Decentralized OTC Platforms
DeFi-powered peer-to-peer OTC protocols are emerging, using liquidity pools and governance tokens to eliminate intermediaries. Community-driven models offer greater transparency and user control—potentially reshaping the future of private trading.
Frequently Asked Questions (FAQ)
Q: What is the difference between primary and secondary OTC markets?
A: The primary OTC market involves pre-launch or private sale transactions before a token is publicly available. The secondary OTC market deals with already-launched tokens that are still under lock-up restrictions.
Q: Are OTC trades reported to regulators?
A: It depends on jurisdiction and platform compliance. Reputable platforms follow KYC/AML procedures and report suspicious activities, especially in regulated regions like the U.S. and EU.
Q: How do I find a reliable OTC counterparty?
A: Use established brokers with verifiable track records, demand escrow services, conduct due diligence, and consider using platforms with reputation systems or smart contract safeguards.
Q: Why do locked tokens trade at a discount in OTC markets?
A: Buyers assume risk related to future unlock timing, project performance, and market conditions—hence they pay less than current spot prices.

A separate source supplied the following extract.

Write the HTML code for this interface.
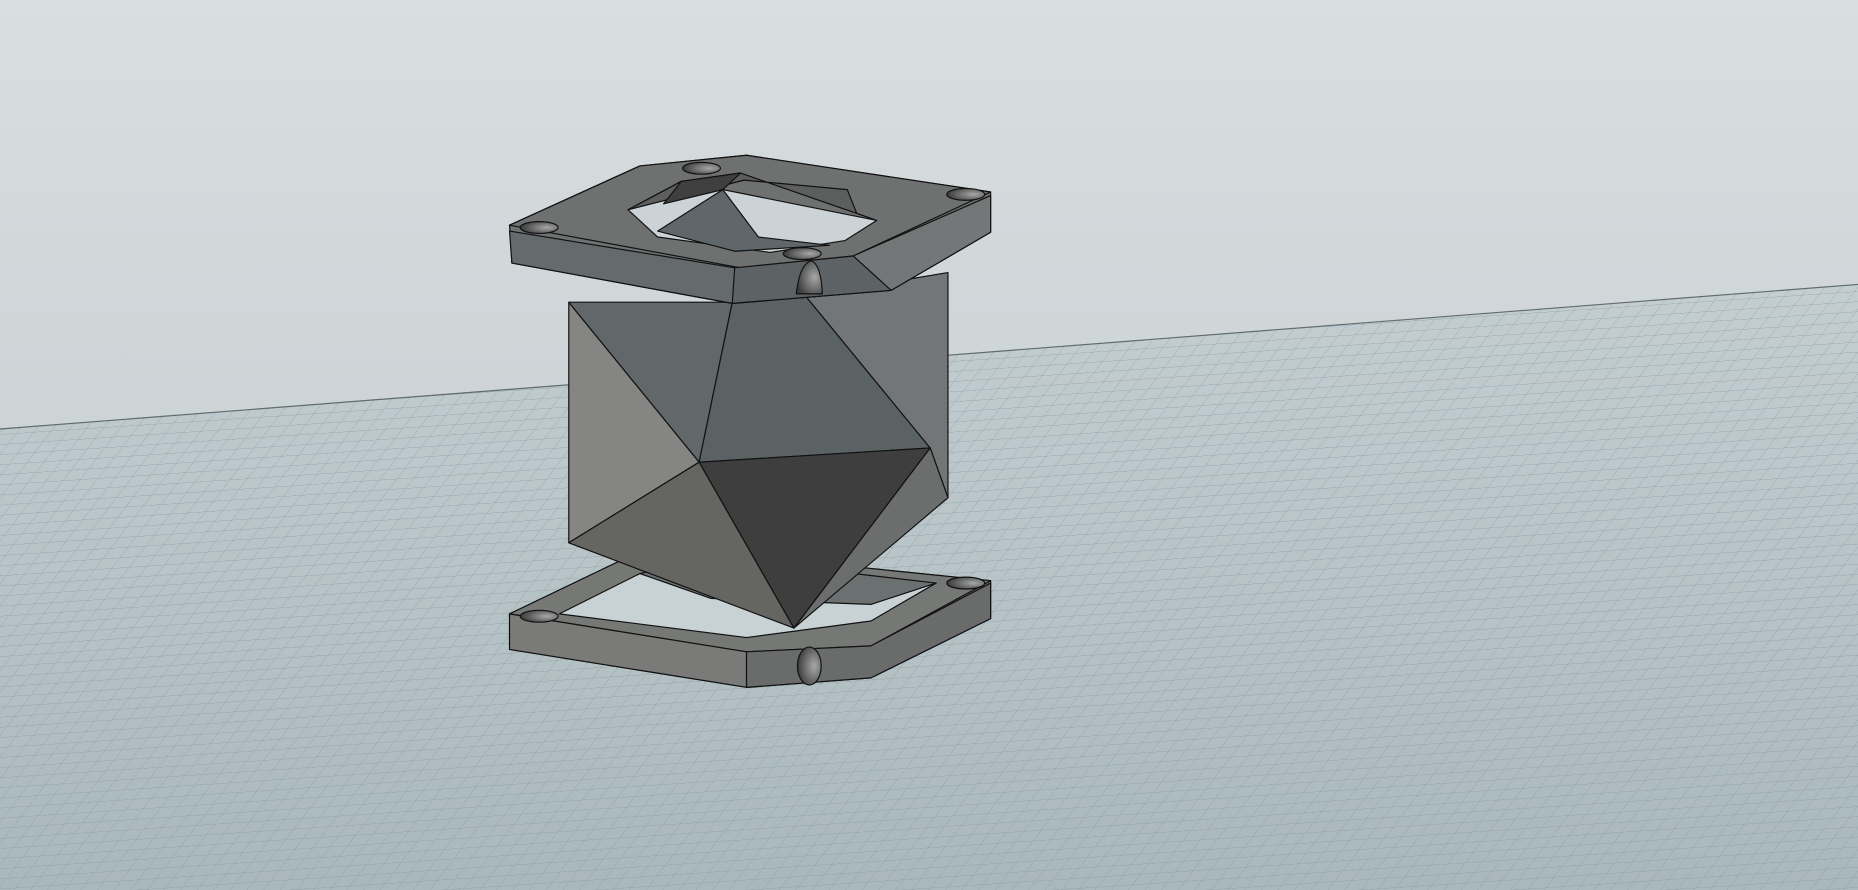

Q: Can retail investors participate in OTC markets?
A: Typically, minimum trade sizes are high (often $100k+), limiting access to institutions and accredited investors. However, some platforms now offer fractional access or syndicated deals.
Q: Is the OTC market safer than public exchanges?
A: Not necessarily. While it avoids slippage and front-running, it introduces higher counterparty and fraud risks due to lack of transparency.
The secondary OTC market plays a pivotal role in the crypto economy—enabling liquidity where traditional exchanges fall short. Yet its opacity demands vigilance. As technology evolves and regulations clarify, expect greater transparency, security, and institutional participation shaping the next phase of private digital asset trading.